In Lithuania, a significant number of people belonging to national minorities support the Electoral Action of Poles in Lithuania – Christian Families Alliance (EAPL-CFA), a political party led by its long-standing chairman Valdemar Tomaševski. It differs from all other political parties in Lithuania in the way that its electorate almost entirely consists of Poles, Russians, Belarusians and members of other national minorities.
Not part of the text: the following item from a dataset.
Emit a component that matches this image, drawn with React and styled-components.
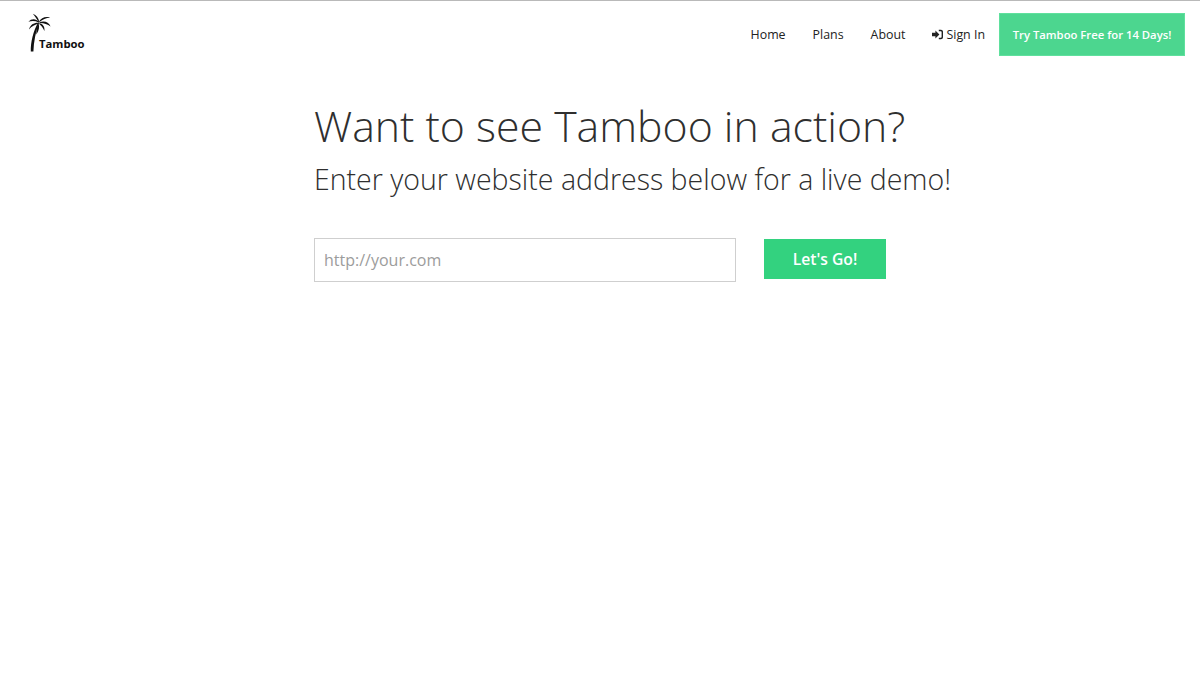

Valdemar Tomaševski was a co-author of the March 1st European Parliament resolution on Russia’s aggression against Ukraine. Thus, he supported Kyiv against Moscow. At the same time, Tomaševski consistently argued that western politicians are partially responsible for the ongoing war in Ukraine. This suggests that the EAPL-CFA’s leadership is trying to find balance in a conflict in which there is no room for balancing. The roots of the party’s dubious behaviour, not limited to Tomaševski himself, can be found in its previous messaging to its electorate and Lithuania’s society in general. The next two sections of this article will look at the content of these messages and the characteristics of its target constituency.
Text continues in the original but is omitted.